« Mon Crime », jouer ou mourir

Mon Crime
de François Ozon
Comédie dramatique, Policier
Avec Nadia Tereszkiewicz, Rebecca Marder, Isabelle Huppert
Sorti le 15 mars 2023

Paris, années 30. Madeleine Verdier, jeune comédienne sans le sou, est accusée du meurtre d’un grand producteur. Défendue au tribunal par sa colocataire avocate, Madeleine est acquittée pour légitime défense. Commence alors une nouvelle vie faite de gloire et d’argent, jusqu’au jour où les ennuis viennent frapper à sa porte.

Avec Mon Crime, étonnant exercice de style maniériste, le prolifique François Ozon s’inscrit dans une certaine tradition française allant du réalisme poétique à la comédie de boulevard. Dans une reconstitution soignée du Paris de l’entre-deux guerres, le réalisateur prend un plaisir évident à disposer les pions d’un jeu de dupes aussi codifié que confortable, véritable cadeau offert à une distribution cinq étoiles. En effet, ce pari un peu fou d’un film désuet (vintage ?) – le scénario est adapté d’une pièce datant de 1934 – est remporté haut la main par le cinéaste qui embrasse pleinement la théâtralité de son matériau. Si, de prime abord, le jeu outrancier des acteurices paraît déstabilisant, on est rapidement charmé par la diction chantante de Dany Boon, la voix flutée et langoureuse de l’excellente Nadia Tereszkiewicz et les saillies claironnantes d’Isabelle Huppert. Il faut saluer la performance de la stakhanoviste du cinéma français, qui dynamite le film en son milieu avec ce personnage d’ancienne diva du muet accrochée à ses privilèges, propulsant ainsi le récit dans un délire grotesque et irrésistible. L’intrigue policière passe alors discrètement au second plan et laisse place à une succession de joutes verbales qui ne manquent pas de piquant.

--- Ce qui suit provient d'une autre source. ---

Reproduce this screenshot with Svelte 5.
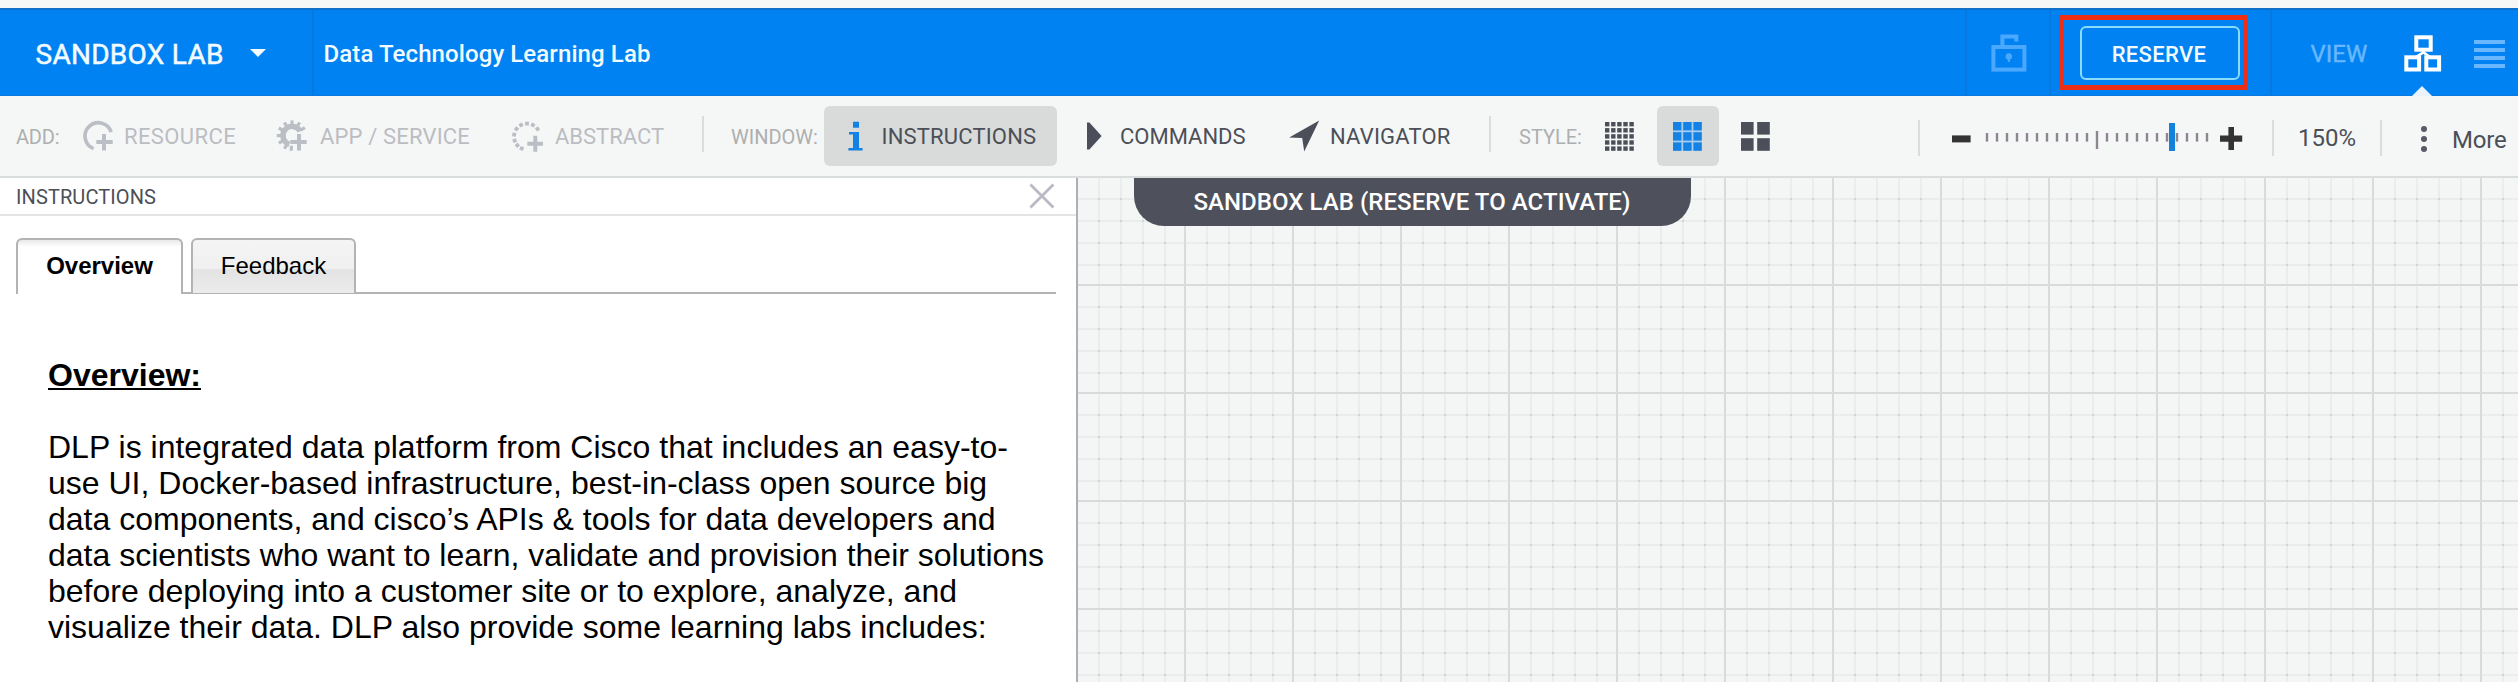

C’est cette même jouissance du jeu qui permet astucieusement à Ozon de dépasser le didactisme de son propos sur la domination masculine, limite d’un film se réclamant un peu trop ostensiblement de son époque. La scène du plaidoyer paraît à cet effet assez symptomatique : encombré de propos empruntés à notre siècle, le monologue de Pauline sur la condition des femmes menace de sortir le spectateur du récit. Mais, fort heureusement, la bêtise comique de l’avocat général le rassied définitivement dans le fauteuil confortable de la fiction. Le long-métrage, qui aurait pu ennuyer en dissertant sur cette sempiternelle dialectique du bien et du mal, nous surprend alors dans sa capacité à dévoiler les intentions pas toujours si morales de ses héroïnes. Face aux trajectoires de personnages de femmes scrutées et objectifiées par les pouvoirs dominants – du metteur en scène, du commissaire, du juge – desquels elles ne peuvent triompher à la loyale, le cinéaste joue la carte de la roublardise en les invitant à se faire justice par elles-mêmes, dussent-elles abuser de la flatterie et du mensonge. Là réside toute l’intelligence d’un film qui, entre l’injustice et la vertu, propose une troisième voie de sortie comme horizon éthique et esthétique absolu : le jeu.